**WHAT IS REQUIRED**
Restate, exactly and without pictures, the lines from the start of the listing below through the line holding "const selected = ['待整改', '待复检', '待审批', '巡店任务', '巡检计划']".

**RAW DATA**
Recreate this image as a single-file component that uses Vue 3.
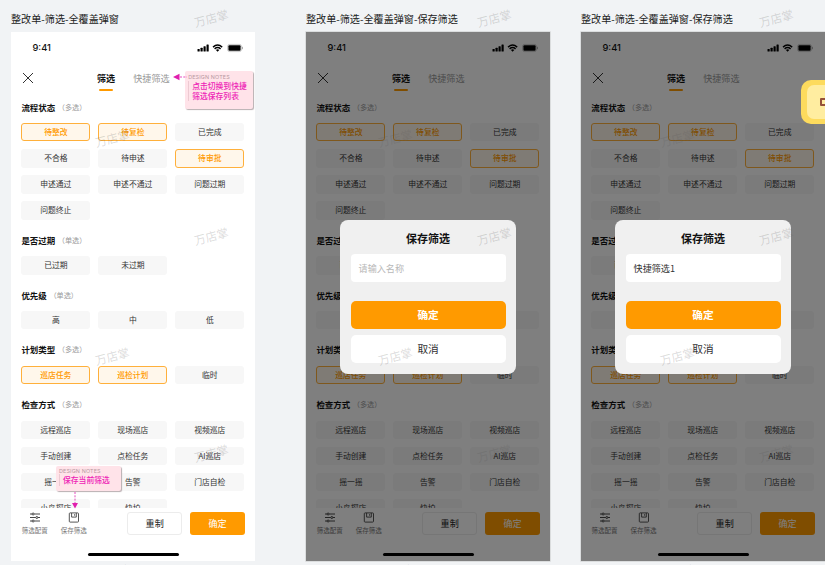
<script setup>
const sections = [
  { title: '流程状态', hint: '（多选）', items: ['待整改', '待复检', '已完成', '不合格', '待申述', '待审批', '申述通过', '申述不通过', '问题过期', '问题终止'] },
  { title: '是否过期', hint: '（单选）', items: ['已过期', '未过期'] },
  { title: '优先级', hint: '（单选）', items: ['高', '中', '低'] },
  { title: '计划类型', hint: '（多选）', items: ['巡店任务', '巡检计划', '临时'] },
  { title: '检查方式', hint: '（多选）', items: ['远程巡店', '现场巡店', '视频巡店', '手动创建', '点检任务', 'AI巡店', '摇一摇', '告警', '门店自检', '小鸟探店', '快拍'] },
]
const selected = ['待整改', '待复检', '待审批', '巡店任务', '巡检计划']

const boards = [
  { name: '整改单-筛选-全覆盖弹窗', notes: true },
  { name: '整改单-筛选-全覆盖弹窗-保存筛选', modal: true, value: '' },
  { name: '整改单-筛选-全覆盖弹窗-保存筛选', modal: true, value: '快捷筛选1' },
]

const marks = []
for (let c = 0; c < 3; c++) {
  for (let r = 0; r < 3; r++) {
    marks.push({ x: 211 + c * 282.5, y: 18 + r * 217.5 })
    marks.push({ x: 112 + c * 282.5, y: 138 + r * 217.5 })
  }
}
</script>

<template>
  <div class="canvas">
    <div v-for="(b, i) in boards" :key="i" class="board">
      <div class="board-name">{{ b.name }}</div>
      <div class="phone" :class="{ dimmed: b.modal }">
        <div class="status">
          <span class="clock">9:41</span>
          <svg class="signals" width="46" height="10" viewBox="0 0 46 10">
            <rect x="0.5" y="6" width="2.2" height="2.6" rx=".5" />
            <rect x="3.5" y="4.8" width="2.2" height="3.8" rx=".5" />
            <rect x="6.5" y="3.2" width="2.2" height="5.4" rx=".5" />
            <rect x="9.5" y="1.4" width="2.2" height="7.2" rx=".5" />
            <path d="M16 4.1Q20.6 .1 25.2 4.1M17.6 5.9Q20.6 3.3 23.6 5.9" fill="none" stroke="#000" stroke-width="1.4" />
            <path d="M18.9 7Q20.6 5.7 22.3 7L20.6 8.8Z" />
            <rect x="30.6" y="1.4" width="13.8" height="7.2" rx="2" fill="none" stroke="#000" stroke-opacity=".35" stroke-width=".6" />
            <rect x="31.4" y="2.2" width="12.2" height="5.6" rx="1" />
            <rect x="45" y="3.8" width=".8" height="2.4" opacity=".4" />
          </svg>
        </div>
        <div class="nav">
          <svg class="close" width="12" height="12" viewBox="0 0 12 12"><path d="M1 1L11 11M11 1L1 11" fill="none" stroke="#333" stroke-width="1" /></svg>
          <div class="tab active">筛选</div>
          <div class="tab">快捷筛选</div>
        </div>
        <div class="body">
          <section v-for="s in sections" :key="s.title">
            <div class="head"><b>{{ s.title }}</b><span>{{ s.hint }}</span></div>
            <div class="chips">
              <div v-for="t in s.items" :key="t" class="chip" :class="{ on: selected.includes(t) }">{{ t }}</div>
            </div>
          </section>
        </div>
        <div class="footer">
          <div class="tool">
            <svg width="12" height="11" viewBox="0 0 12 11" fill="none" stroke="#333" stroke-width=".9">
              <path d="M1 2H3M5.2 2H11M1 5.5H6.7M8.9 5.5H11M1 9H3M5.2 9H11" />
              <circle cx="4.1" cy="2" r="1" /><circle cx="7.8" cy="5.5" r="1" /><circle cx="4.1" cy="9" r="1" />
            </svg>
            <span>筛选配置</span>
          </div>
          <div class="tool">
            <svg width="12" height="11" viewBox="0 0 12 11" fill="none" stroke="#444" stroke-width=".9">
              <rect x="1.3" y=".9" width="9.2" height="9.2" rx=".8" />
              <path d="M3.6 1V5.1H8.3V1M6.6 2.2V3.7" />
            </svg>
            <span>保存筛选</span>
          </div>
          <div class="btn reset">重制</div>
          <div class="btn ok">确定</div>
        </div>
        <div class="home"></div>

        <div v-if="b.modal" class="mask">
          <div class="modal">
            <div class="modal-title">保存筛选</div>
            <div class="field" :class="{ empty: !b.value }">{{ b.value || '请输入名称' }}</div>
            <div class="m-btn primary">确定</div>
            <div class="m-btn">取消</div>
          </div>
        </div>

        <template v-if="b.notes">
          <div class="note note-a">
            <div class="note-label">DESIGN NOTES</div>
            <div class="note-text">点击切换到快捷<br>筛选保存列表</div>
          </div>
          <svg class="arrow-a" width="14" height="8" viewBox="0 0 14 8"><path d="M0 4L6.5 .8V7.2Z" fill="#e01fae" /><path d="M7 4H14" stroke="#e01fae" stroke-width=".8" stroke-dasharray="2 1.3" /></svg>
          <div class="note note-b">
            <div class="note-label">DESIGN NOTES</div>
            <div class="note-text">保存当前筛选</div>
          </div>
          <svg class="arrow-b" width="8" height="17" viewBox="0 0 8 17"><path d="M4 0V11" stroke="#e01fae" stroke-width=".8" stroke-dasharray="2 1.3" /><path d="M4 16.6L1 11H7Z" fill="#e01fae" /></svg>
        </template>
      </div>
    </div>

    <div v-for="(m, i) in marks" :key="'m' + i" class="mark" :style="{ left: m.x + 'px', top: m.y + 'px' }">万店掌</div>
    <div class="sticker"><div class="sticker-in"><i></i></div></div>
  </div>
</template>

<style>
body { overflow: hidden; }
</style>

<style scoped>
.canvas, .canvas * { box-sizing: border-box; }
.canvas {
  position: relative;
  width: 825px;
  height: 565px;
  overflow: hidden;
  padding-left: 11px;
  display: flex;
  gap: 30.8px;
  background: #f1f3f5;
  font-family: "Noto Sans CJK SC", sans-serif;
  color: #333;
}
.board { flex: none; width: 244.2px; }
.board:first-child { margin-right: 20px; }
.board-name {
  height: 32px;
  padding-top: 10px;
  line-height: 18px;
  font-size: 10.1px;
  color: #222;
  white-space: nowrap;
}
.phone {
  position: relative;
  height: 529px;
  background: #fff;
  display: flex;
  flex-direction: column;
}
.phone.dimmed { box-shadow: 0 0 0 .7px #d2d3d4; }
.status {
  height: 31px;
  flex: none;
  display: flex;
  justify-content: space-between;
  align-items: center;
  padding: 0 12px 0 21.5px;
}
.clock { font: 500 9.3px/31px Inter, sans-serif; color: #111; }
.signals { margin-top: 1px; }
.nav {
  height: 34.6px;
  flex: none;
  display: flex;
  align-items: flex-start;
  padding: 5px 0 0 10.8px;
}
.close { margin: 4px 63.2px 0 0; }
.tab {
  position: relative;
  height: 23px;
  line-height: 20px;
  font-size: 9.1px;
  color: #999;
  margin-right: 18px;
}
.tab.active { color: #111; font-weight: 700; }
.tab.active::after {
  content: '';
  position: absolute;
  left: 2.4px;
  bottom: 0;
  width: 13.3px;
  height: 1.6px;
  border-radius: 1px;
  background: #ff9a00;
}
.body { height: 410.4px; flex: none; overflow: hidden; padding: 0 10.4px; }
section { padding-bottom: 11px; }
.head { height: 20px; line-height: 19.6px; font-size: 8.45px; color: #111; display: flex; }
.head span { font-size: 7.15px; color: #999; margin-left: 2.7px; }
.chips {
  margin-top: 5.6px;
  display: grid;
  grid-template-columns: repeat(3, 68.9px);
  column-gap: 8.1px;
  row-gap: 7.75px;
}
.chip {
  height: 18.3px;
  line-height: 18px;
  border-radius: 3px;
  background: #f7f7f7;
  font-size: 7.8px;
  color: #333;
  text-align: center;
}
.chip.on {
  background: #fff7eb;
  border: 1px solid #ffb03b;
  line-height: 16px;
  color: #ff9a00;
  font-weight: 500;
}
.footer {
  height: 40px;
  flex: none;
  display: flex;
  align-items: flex-start;
  padding: 4px 10.2px 0 10.4px;
}
.tool {
  width: 26.5px;
  margin-right: 12.5px;
  display: flex;
  flex-direction: column;
  align-items: center;
  font-size: 6.5px;
  line-height: 14px;
  color: #777;
  white-space: nowrap;
}
.tool svg { flex: none; }
.btn {
  height: 23px;
  line-height: 22px;
  border-radius: 3px;
  font-size: 9.1px;
  text-align: center;
}
.reset { width: 54.6px; margin-left: auto; border: 1px solid #ececec; line-height: 21px; color: #222; }
.ok { width: 54.8px; margin-left: 8.2px; background: #ff9a00; color: #fff; }
.home {
  flex: none;
  width: 91px;
  height: 3.4px;
  border-radius: 2px;
  background: #000;
  margin: 4.6px auto 0;
}
.mask {
  position: absolute;
  inset: 0;
  background: rgba(0, 0, 0, .5);
  display: flex;
  flex-direction: column;
  align-items: center;
  padding-top: 188px;
}
.modal {
  width: 175.6px;
  height: 153.6px;
  padding: 0 10.3px;
  border-radius: 8px;
  background: #f0f0f0;
}
.modal-title { height: 33.7px; line-height: 36px; font-size: 11px; font-weight: 700; text-align: center; color: #111; }
.field {
  height: 28.4px;
  line-height: 28px;
  margin-bottom: 18.6px;
  padding-left: 8px;
  border-radius: 4px;
  background: #fff;
  font-size: 9.1px;
  color: #333;
}
.field.empty { color: #b8b8b8; }
.m-btn {
  height: 28.4px;
  line-height: 28px;
  margin-bottom: 5.8px;
  border-radius: 5px;
  background: #fff;
  text-align: center;
  font-size: 10.7px;
  color: #333;
}
.m-btn.primary { background: #ff9a00; color: #fff; font-weight: 700; }
.note {
  position: absolute;
  padding: 2.6px 3px;
  border-radius: 2px;
  background: #ffe3e9;
  box-shadow: 1px 1px 1px #b9aeb1;
}
.note-a { left: 174.2px; top: 39px; width: 68.3px; height: 38.4px; }
.note-b { left: 45px; top: 433.6px; width: 64.8px; height: 25.8px; }
.note-label { font: 5.4px/6px Inter, sans-serif; letter-spacing: .15px; color: #b8989f; white-space: nowrap; }
.note-text {
  margin-top: 1px;
  padding-left: 3px;
  border-left: 1px solid #eccad2;
  font-size: 7.8px;
  line-height: 10.4px;
  font-weight: 500;
  color: #ee22b6;
  white-space: nowrap;
}
.note-b .note-text { line-height: 12px; margin-top: 0; }
.arrow-a { position: absolute; left: 161.5px; top: 41.4px; }
.arrow-b { position: absolute; left: 59.5px; top: 460px; }
.sticker {
  position: absolute;
  left: 801px;
  top: 80px;
  width: 60px;
  height: 44px;
  padding: 5px 6px;
  border-radius: 10px;
  background: #fddb5d;
}
.sticker-in { height: 34px; border-radius: 7px; background: #ffeda0; padding: 12.5px 0 0 12.5px; }
.sticker-in i { display: block; width: 10px; height: 8px; border: 2px solid #955139; border-radius: 1px; }
.mark {
  position: absolute;
  transform: translate(-50%, -50%) rotate(-15deg);
  font-size: 11.6px;
  line-height: 14px;
  white-space: nowrap;
  color: rgba(90, 90, 90, .22);
}
</style>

**SOLUTION FOR THIS EXERCISE**
Recreate this image as a single-file component that uses Vue 3.
<script setup>
const sections = [
  { title: '流程状态', hint: '（多选）', items: ['待整改', '待复检', '已完成', '不合格', '待申述', '待审批', '申述通过', '申述不通过', '问题过期', '问题终止'] },
  { title: '是否过期', hint: '（单选）', items: ['已过期', '未过期'] },
  { title: '优先级', hint: '（单选）', items: ['高', '中', '低'] },
  { title: '计划类型', hint: '（多选）', items: ['巡店任务', '巡检计划', '临时'] },
  { title: '检查方式', hint: '（多选）', items: ['远程巡店', '现场巡店', '视频巡店', '手动创建', '点检任务', 'AI巡店', '摇一摇', '告警', '门店自检', '小鸟探店', '快拍'] },
]
const selected = ['待整改', '待复检', '待审批', '巡店任务', '巡检计划']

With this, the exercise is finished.